Sitting alone in the saloon on Polar Bear. I dinghied Boogie and Marlies in to shore about a half-hour ago; they’re off to find the station chief and tackle the pleasantries. A radio report a few moments ago said that the chief was due back in an hour, so Boogie and Marlies were settling in for a cup (or two) of coffee with the station crew in the meantime.
In contrast to the tea party ashore, I find the tranquility out here on board delightful, which again will come as no shock to anyone who a) knows me, or b) has read any previous posts from this summer. It’s as close to being on my own boat as I’ll get this summer: no guests to tend to, no to-do lists to check off. Yes, if it were my boat (and I wasn’t in as forbidding an anchorage as Jan Mayen, which is why I was left behind: as insurance for the boat) I’d likely be ashore hiking or in the water surfing or swimming, or even — gasp! — out sailing. But regardless of where I was or what I’d been doing, there would also be down time during which I’d enjoy the gentle rocking of a boat at anchor, a cozy saloon in which to sit and chill, music on the stereo (Neil Young right now, FYI), the sound of the wind in the rigging overhead.

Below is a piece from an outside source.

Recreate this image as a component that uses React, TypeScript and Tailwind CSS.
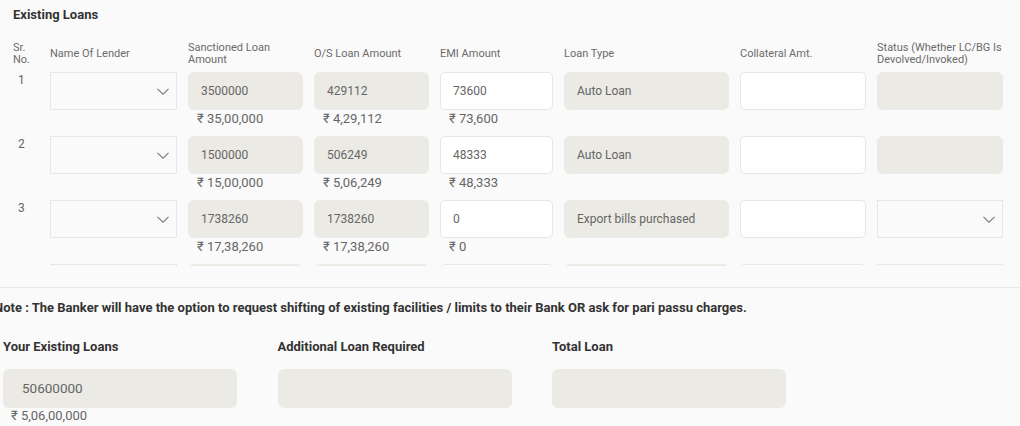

In this particular boat saloon, I can see a calendar hanging in the galley. Today’s date — Sunday, July 10 — has a red square highlighting it, and it also highlights that at this time in one week, I’ll be back at my childhood home on Plum Island. I’ll leave Polar Bear in Akureyri, Iceland, on Saturday and fly to Reykjavik. The next morning, I’ll catch a flight to Logan Airport in Boston, and then a C&J Trailways bus to Newburyport, Mass. Sometime after lunch on the 17th, my folks will pick me up and we’ll head out to the island. And the curtain will come down on the first act of this summer of my life.
The intermission will likely bring much introspection, a big retrospective on the show so far. And as I sit here, a week out from that break, I’m curious as to what the tenor of that analysis will be.
I’m concerned that being back in the States will be so comfortable and familiar that a return to the normal, to a life back in Corporate America, will be really appealing. I’m also concerned that being back in the States will be so comfortable and familiar that I’ll be clamoring to get back to the new-vista-around-every-corner aspect of life at sea. It’s likely a question of which rose-colored glasses I’ll find most comfortable (though it’s obvious that I’ll wear out both pairs pretty quickly).
And in reality, some of that analysis will take place in the next five days, particularly the three or so it will take to cover the water between here and Iceland. Because if I decided that a return to the mainstream was in order and opt not to return to Polar Bear in Greenland in early August, I’d need to pack everything up and take it with me on Saturday.
I’ve gotten some good and kind advice with regard to that analytical process from friends over the course of this summer so far. One reminded me of the Robert Frost line, that “the best way out is through.” I was encouraged to embrace the challenging lines of thought, the painful, to not take the easy way out (who, me?!). Another friend recalled times in her past when longing for the familiar had gotten in the way of true emotional and psychological growth, and encouraged me to push through those times when I wanted to pack up and go back to what I knew. She said that once she survived those easy-to-quit weeks, she made real progress and found that being out there was indeed just what the doctor ordered.
Putting that sage advice into practice is another reason why my current line of thinking is as I mentioned earlier: rejoin Polar Bear in August for the Greenland-Iceland-UK run — and then figure it all out. At the very least, I’ll get to see one of the world’s unique places and log another thousand or so open-ocean miles. And it might just be that getting back out there after a big dose of the warm, the comfortable and the familiar will enable me to clearly see which glasses fit me best.
Besides, I think I can survive without lobster rolls, In ‘n’ Out Burger and the Red Sox until September.